| Task objective |
Read the material below and tally how many lines hold the word "TypeScript", giving the number and nothing else.

Entries with page source code
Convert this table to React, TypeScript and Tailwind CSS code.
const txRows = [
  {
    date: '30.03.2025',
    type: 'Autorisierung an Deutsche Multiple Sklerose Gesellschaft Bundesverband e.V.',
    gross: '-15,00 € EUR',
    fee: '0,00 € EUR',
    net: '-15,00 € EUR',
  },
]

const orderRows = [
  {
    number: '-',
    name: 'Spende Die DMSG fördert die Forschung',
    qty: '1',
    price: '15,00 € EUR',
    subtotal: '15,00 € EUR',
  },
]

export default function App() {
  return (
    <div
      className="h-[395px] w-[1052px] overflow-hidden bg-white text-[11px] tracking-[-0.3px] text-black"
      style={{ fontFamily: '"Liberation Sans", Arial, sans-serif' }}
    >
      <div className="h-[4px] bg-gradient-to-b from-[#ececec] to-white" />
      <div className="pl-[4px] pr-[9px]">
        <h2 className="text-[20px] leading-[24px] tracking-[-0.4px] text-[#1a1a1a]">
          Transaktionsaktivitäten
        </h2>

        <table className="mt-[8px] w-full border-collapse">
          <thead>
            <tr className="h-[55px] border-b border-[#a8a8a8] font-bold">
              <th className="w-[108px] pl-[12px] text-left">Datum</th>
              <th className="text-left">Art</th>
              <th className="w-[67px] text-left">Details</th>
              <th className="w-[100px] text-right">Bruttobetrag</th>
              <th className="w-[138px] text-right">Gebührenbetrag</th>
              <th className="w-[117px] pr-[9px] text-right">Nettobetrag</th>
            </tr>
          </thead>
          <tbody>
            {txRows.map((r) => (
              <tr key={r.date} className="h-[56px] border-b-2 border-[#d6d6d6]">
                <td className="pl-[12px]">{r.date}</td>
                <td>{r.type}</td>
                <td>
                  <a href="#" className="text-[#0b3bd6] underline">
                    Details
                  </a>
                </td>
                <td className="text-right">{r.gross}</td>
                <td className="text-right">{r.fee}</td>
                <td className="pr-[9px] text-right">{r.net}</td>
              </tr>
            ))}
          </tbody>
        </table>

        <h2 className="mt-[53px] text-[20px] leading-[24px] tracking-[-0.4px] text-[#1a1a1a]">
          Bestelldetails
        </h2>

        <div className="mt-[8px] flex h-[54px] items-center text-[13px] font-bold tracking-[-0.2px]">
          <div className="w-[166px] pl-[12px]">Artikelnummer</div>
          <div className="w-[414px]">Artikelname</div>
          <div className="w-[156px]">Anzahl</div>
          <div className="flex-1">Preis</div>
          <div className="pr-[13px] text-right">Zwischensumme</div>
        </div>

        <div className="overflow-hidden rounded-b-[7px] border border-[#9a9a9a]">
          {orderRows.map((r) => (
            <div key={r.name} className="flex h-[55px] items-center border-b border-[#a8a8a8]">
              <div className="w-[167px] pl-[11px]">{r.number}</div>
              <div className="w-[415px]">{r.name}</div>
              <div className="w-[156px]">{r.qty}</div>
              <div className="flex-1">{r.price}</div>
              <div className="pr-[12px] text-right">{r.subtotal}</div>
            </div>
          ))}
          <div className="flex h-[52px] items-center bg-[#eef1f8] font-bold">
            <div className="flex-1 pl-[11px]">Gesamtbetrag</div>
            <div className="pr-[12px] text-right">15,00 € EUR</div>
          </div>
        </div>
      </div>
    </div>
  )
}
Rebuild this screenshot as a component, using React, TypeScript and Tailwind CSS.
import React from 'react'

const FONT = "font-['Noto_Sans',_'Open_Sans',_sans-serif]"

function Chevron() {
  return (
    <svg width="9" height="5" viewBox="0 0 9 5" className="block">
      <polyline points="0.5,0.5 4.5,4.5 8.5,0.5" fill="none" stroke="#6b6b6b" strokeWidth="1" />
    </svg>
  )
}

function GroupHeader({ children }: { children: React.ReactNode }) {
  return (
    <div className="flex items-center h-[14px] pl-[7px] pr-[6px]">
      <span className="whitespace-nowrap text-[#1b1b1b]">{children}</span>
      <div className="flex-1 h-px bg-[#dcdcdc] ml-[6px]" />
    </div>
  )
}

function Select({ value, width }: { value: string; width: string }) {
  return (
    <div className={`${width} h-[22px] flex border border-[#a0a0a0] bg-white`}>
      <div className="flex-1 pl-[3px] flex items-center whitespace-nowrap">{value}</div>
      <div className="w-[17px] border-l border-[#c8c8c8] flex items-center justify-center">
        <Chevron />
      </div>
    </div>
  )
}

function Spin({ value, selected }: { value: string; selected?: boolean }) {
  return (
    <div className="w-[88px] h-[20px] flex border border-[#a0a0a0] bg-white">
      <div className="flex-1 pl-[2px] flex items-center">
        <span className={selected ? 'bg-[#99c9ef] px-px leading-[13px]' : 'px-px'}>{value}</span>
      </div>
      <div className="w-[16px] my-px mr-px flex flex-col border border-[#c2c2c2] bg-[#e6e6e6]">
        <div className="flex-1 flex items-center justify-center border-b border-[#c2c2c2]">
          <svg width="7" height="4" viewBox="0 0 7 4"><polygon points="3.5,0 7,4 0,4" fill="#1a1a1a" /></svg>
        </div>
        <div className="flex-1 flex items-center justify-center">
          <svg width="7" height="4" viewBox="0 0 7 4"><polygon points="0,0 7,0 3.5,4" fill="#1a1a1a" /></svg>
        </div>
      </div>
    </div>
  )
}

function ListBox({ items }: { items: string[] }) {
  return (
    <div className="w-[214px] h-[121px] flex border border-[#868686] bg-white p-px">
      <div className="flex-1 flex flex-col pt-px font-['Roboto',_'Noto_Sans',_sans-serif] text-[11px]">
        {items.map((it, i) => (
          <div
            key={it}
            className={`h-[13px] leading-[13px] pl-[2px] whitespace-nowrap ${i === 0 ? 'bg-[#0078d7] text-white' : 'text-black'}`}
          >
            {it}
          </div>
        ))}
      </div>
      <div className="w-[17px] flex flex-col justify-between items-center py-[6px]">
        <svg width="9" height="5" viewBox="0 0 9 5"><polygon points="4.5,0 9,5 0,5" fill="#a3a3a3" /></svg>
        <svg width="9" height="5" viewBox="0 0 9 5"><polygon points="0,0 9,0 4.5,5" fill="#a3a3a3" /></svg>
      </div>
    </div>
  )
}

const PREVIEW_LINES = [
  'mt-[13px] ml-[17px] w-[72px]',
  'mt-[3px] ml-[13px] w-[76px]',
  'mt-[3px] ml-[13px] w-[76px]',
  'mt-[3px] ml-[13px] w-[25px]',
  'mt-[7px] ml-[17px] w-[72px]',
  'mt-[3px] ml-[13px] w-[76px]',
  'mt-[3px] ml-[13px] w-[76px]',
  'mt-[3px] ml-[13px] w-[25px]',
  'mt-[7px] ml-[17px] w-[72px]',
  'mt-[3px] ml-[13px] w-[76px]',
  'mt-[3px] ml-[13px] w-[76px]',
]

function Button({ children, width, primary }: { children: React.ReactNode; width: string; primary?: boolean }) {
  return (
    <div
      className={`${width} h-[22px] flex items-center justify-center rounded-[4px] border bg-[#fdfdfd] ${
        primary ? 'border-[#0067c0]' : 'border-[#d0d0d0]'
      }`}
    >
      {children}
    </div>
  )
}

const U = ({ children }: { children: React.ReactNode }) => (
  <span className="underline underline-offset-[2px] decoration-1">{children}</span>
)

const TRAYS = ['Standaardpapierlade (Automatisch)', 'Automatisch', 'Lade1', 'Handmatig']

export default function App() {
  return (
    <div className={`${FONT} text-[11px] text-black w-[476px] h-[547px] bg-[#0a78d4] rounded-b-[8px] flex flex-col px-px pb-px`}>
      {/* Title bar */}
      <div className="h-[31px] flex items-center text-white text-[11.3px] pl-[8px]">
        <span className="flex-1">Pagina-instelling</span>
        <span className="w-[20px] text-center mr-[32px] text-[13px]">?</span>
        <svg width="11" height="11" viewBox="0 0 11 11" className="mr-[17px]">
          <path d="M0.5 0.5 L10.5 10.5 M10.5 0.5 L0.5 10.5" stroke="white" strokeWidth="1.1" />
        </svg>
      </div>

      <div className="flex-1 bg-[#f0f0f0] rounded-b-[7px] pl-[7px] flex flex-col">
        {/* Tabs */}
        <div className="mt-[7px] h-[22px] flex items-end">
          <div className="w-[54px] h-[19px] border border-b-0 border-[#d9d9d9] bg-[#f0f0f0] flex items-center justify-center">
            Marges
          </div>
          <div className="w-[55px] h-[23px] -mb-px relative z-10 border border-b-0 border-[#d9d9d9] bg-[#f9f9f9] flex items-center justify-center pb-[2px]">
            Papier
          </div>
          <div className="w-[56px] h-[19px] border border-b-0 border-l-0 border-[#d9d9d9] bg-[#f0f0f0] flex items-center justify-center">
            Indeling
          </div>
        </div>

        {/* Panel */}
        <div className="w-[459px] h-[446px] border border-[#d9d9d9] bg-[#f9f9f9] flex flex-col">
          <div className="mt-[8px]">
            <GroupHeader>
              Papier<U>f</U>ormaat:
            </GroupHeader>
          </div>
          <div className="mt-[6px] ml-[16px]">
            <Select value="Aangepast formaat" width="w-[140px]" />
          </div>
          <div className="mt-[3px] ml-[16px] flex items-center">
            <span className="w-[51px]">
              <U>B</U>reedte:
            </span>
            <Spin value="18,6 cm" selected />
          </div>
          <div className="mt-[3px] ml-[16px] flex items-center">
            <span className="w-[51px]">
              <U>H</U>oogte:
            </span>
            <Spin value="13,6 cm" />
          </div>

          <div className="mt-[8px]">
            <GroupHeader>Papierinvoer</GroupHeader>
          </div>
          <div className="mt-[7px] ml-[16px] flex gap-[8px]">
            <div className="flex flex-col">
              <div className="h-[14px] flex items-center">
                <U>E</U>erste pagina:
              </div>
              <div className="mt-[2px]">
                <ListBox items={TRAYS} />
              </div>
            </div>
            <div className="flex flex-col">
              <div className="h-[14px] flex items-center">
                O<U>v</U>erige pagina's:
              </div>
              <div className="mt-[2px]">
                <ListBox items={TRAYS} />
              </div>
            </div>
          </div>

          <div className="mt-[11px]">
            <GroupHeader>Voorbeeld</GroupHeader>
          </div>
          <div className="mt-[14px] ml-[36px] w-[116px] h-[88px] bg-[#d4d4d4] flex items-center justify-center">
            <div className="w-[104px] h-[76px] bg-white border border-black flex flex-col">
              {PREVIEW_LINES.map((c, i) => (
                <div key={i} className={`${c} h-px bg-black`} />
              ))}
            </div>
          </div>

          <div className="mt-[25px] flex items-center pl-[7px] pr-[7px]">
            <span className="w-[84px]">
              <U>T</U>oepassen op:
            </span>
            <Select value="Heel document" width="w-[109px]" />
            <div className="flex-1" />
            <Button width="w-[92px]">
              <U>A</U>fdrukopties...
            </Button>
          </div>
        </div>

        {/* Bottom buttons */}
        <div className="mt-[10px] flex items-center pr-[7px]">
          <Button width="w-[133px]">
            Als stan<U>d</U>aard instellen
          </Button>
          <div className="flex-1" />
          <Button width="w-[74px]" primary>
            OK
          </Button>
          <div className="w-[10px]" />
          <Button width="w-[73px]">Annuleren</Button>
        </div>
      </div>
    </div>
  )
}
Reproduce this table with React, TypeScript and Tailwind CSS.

| Written response |
3